这是什么原因造成的？project properties的配置问题吗？

,

Cherry Zhou：

我们跟进给英文论坛的工程师看下哈。

,

Cherry Zhou：

您好，

应该是与您使用什么工具相关。

工程师给出的working example中使用的是 TI Clang v2.0.STS (CCS 11.20和 SDK 版本6.20)

工程师也试了使用 CCS 9.3和 TI v18.12.8.LTS 进行测试，得到的结果与您相同。

我们会再请求下CCS 团队的帮助，有新的进展尽快给到您。

,

Gilbert DQ：

您好，这个问题有新的进展吗？另外，麻烦分享一下该问题的英文论坛帖子的链接。

,

Cherry Zhou：

您好，

您的问题并没有解决吗？因为看到您点击了“认为已解决”？

您可以在英文论坛看下：

e2e.ti.com/…/cc1352p-dn507-fec-decoding-results-are-inconsistent-with-the-code-dn504-fec-implementation

,

Gilbert DQ：

您好，

这个问题还没解决，在SimpleLink CC13x2 26×2 SDK 和 Compiler version: TI v18.12.3.LTS 上依然是存在这个问题的。

我的诉求有两个：1. 在当前开发环境（CCS、 SDK、 Compiler ）下，能否解决这个问题？如果能，该怎么做？2. 如果在当前开发环境（CCS、 SDK、 Compiler ）下，无法解决这个问题，请高祖我什么版本的开发环境，不会出现这个问题。
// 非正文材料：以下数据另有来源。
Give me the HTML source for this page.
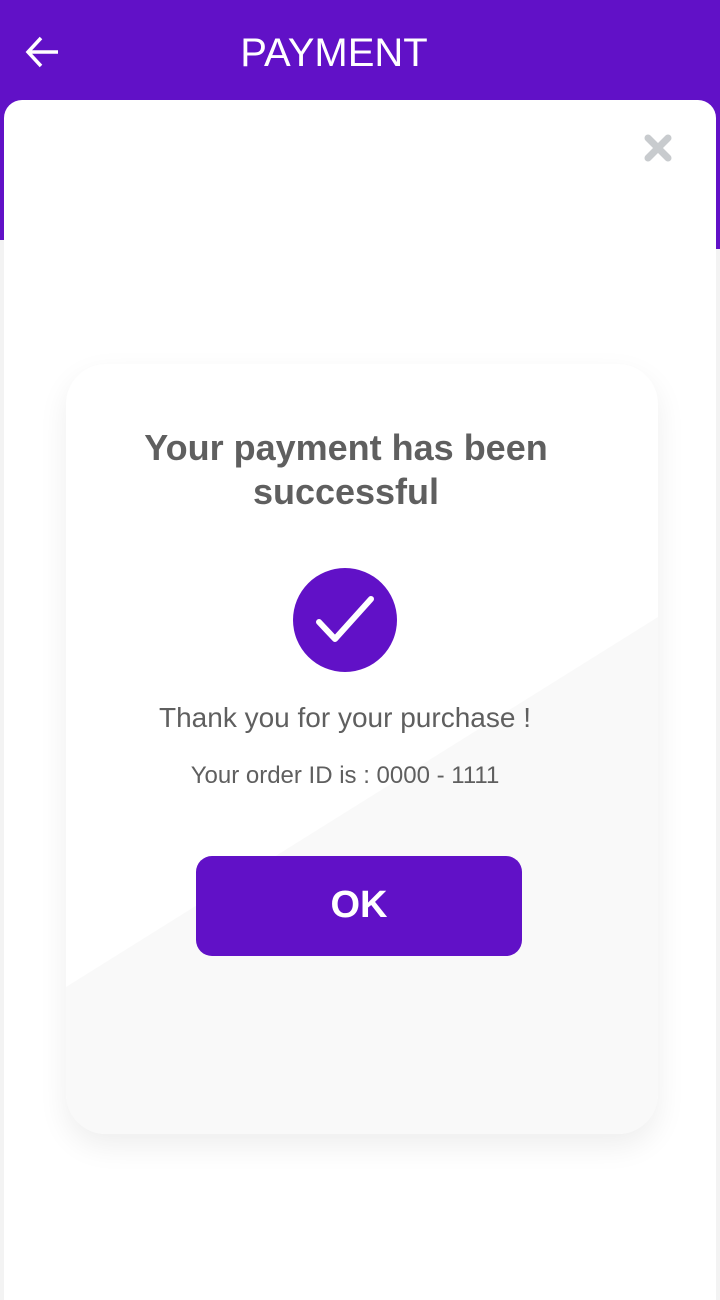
<!DOCTYPE html>
<html><head><meta charset="utf-8"><style>
body{margin:0;width:720px;height:1280px;position:relative;overflow:hidden;background:#f3f3f3;font-family:"Liberation Sans",sans-serif}
.hdr{position:absolute;left:0;top:0;width:720px;height:240px;background:#6111c7}
.hdr2{position:absolute;right:0;top:0;width:10px;height:249px;background:#6111c7}
.title{position:absolute;left:0;width:668px;top:31px;text-align:center;color:#fff;font-size:40px}
.sheet{position:absolute;left:4px;top:100px;width:712px;height:1200px;background:#fff;border-radius:18px 18px 0 0}
.card{position:absolute;left:66px;top:364px;width:592px;height:770px;border-radius:40px;background:#fff;box-shadow:0 12px 30px rgba(0,0,0,0.07);overflow:hidden}
.t{position:absolute;width:100%;text-align:center;color:#5f5f5f}
</style></head><body>
<div class="hdr"></div><div class="hdr2"></div>
<svg style="position:absolute;left:24px;top:35px" width="36" height="34" viewBox="0 0 36 34"><path d="M34 17H4M17 3L4 17l13 14" stroke="#fff" stroke-width="3.5" fill="none"/></svg>
<div class="title">PAYMENT</div>
<div class="sheet"></div>
<svg style="position:absolute;left:644px;top:134px" width="28" height="28" viewBox="0 0 28 28"><path d="M4 4L24 24M24 4L4 24" stroke="#c8cbce" stroke-width="7" stroke-linecap="round"/></svg>
<div class="card">
<svg style="position:absolute;left:0;top:0" width="592" height="770"><polygon points="0,623 592,253 592,770 0,770" fill="#f9f9f9"/></svg>
<div class="t" style="top:62px;font-size:36px;font-weight:bold;line-height:44px;left:-16px">Your payment has been<br>successful</div>
<svg style="position:absolute;left:227px;top:204px" width="104" height="104" viewBox="0 0 104 104"><circle cx="52" cy="52" r="52" fill="#6111c7"/><path d="M26 54l16 17 36-40" stroke="#fff" stroke-width="6" fill="none" stroke-linecap="round" stroke-linejoin="round"/></svg>
<div class="t" style="top:338px;font-size:28px;left:-17px">Thank you for your purchase !</div>
<div class="t" style="top:398px;font-size:24px;left:-17px">Your order ID is : 0000 - 1111</div>
<div style="position:absolute;left:130px;top:492px;width:326px;height:100px;background:#6111c7;border-radius:16px;color:#fff;font-size:38px;font-weight:bold;text-align:center;line-height:98px">OK</div>
</div>
</body></html>
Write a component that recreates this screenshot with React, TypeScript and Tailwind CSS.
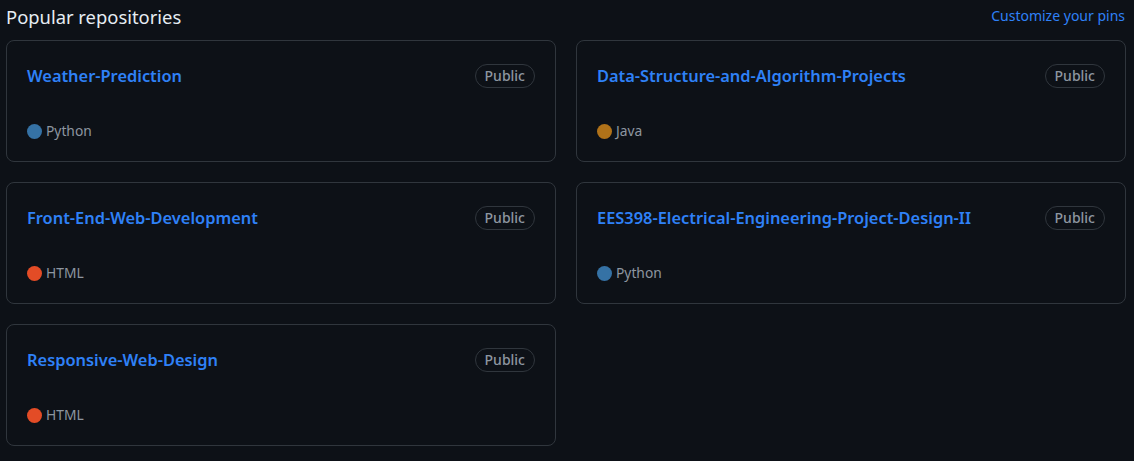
import React from "react";

type Repo = { name: string; lang: string; color: string };

const repos: Repo[] = [
  { name: "Weather-Prediction", lang: "Python", color: "#3572A5" },
  { name: "Data-Structure-and-Algorithm-Projects", lang: "Java", color: "#b07219" },
  { name: "Front-End-Web-Development", lang: "HTML", color: "#e34c26" },
  { name: "EES398-Electrical-Engineering-Project-Design-II", lang: "Python", color: "#3572A5" },
  { name: "Responsive-Web-Design", lang: "HTML", color: "#e34c26" },
];

function Card({ repo }: { repo: Repo }) {
  return (
    <div className="h-[122px] rounded-[8px] border border-[#30363d] pt-[20px] px-[20px] pb-[19px] flex flex-col justify-between">
      <div className="flex items-start justify-between">
        <span className="text-[16.4px] leading-[26px] font-semibold text-[#2f81f7] mt-[2px]">{repo.name}</span>
        <span className="mt-[3px] h-[24px] px-[9px] rounded-full border border-[#30363d] text-[14px] leading-[22px] font-medium text-[#8d96a0]">
          Public
        </span>
      </div>
      <div className="flex items-center h-[22px] text-[13.8px] text-[#8d96a0]">
        <span className="w-[15px] h-[15px] rounded-full mr-[4px]" style={{ backgroundColor: repo.color }} />
        <span>{repo.lang}</span>
      </div>
    </div>
  );
}

export default function App() {
  return (
    <div
      className="w-[1134px] h-[461px] bg-[#0d1117] px-[6px] pt-[2px]"
      style={{ fontFamily: '"Noto Sans", "Liberation Sans", sans-serif' }}
    >
      <div className="flex items-center justify-between h-[30px] mr-[3px]">
        <span className="text-[18.4px] text-[#e6edf3]">Popular repositories</span>
        <span className="text-[14px] text-[#2f81f7] -mt-[4px]">Customize your pins</span>
      </div>
      <div className="mt-[8px] grid grid-cols-2 gap-x-[20px] gap-y-[20px] w-[1120px]">
        {repos.map((r) => (
          <Card key={r.name} repo={r} />
        ))}
      </div>
    </div>
  );
}
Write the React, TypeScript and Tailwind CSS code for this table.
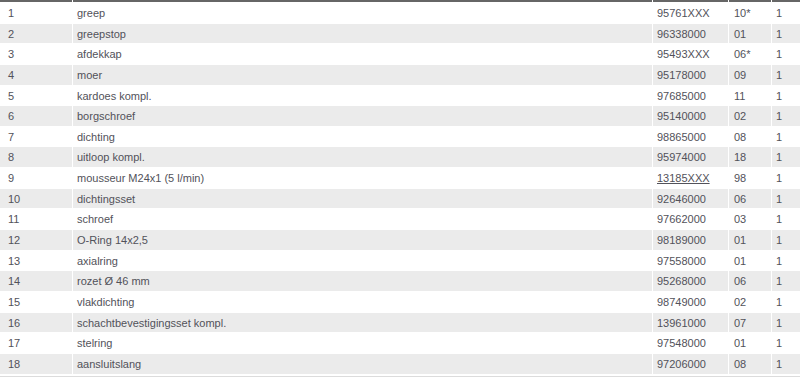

MCU必须是CC1352P。

谢谢！

,

Cherry Zhou：

我们跟进给工程师了，您可以多关注英文论坛的答复。

,

Cherry Zhou：

抱歉我们的工程师这边也并不太清楚此问题的根本原因，但正如之前给您的答复，工程师这边使用最新的SDK (6.20) 和 TI Clang v2.0.0.STS (CCS 11.20) 进行了测试，是没有任何问题的。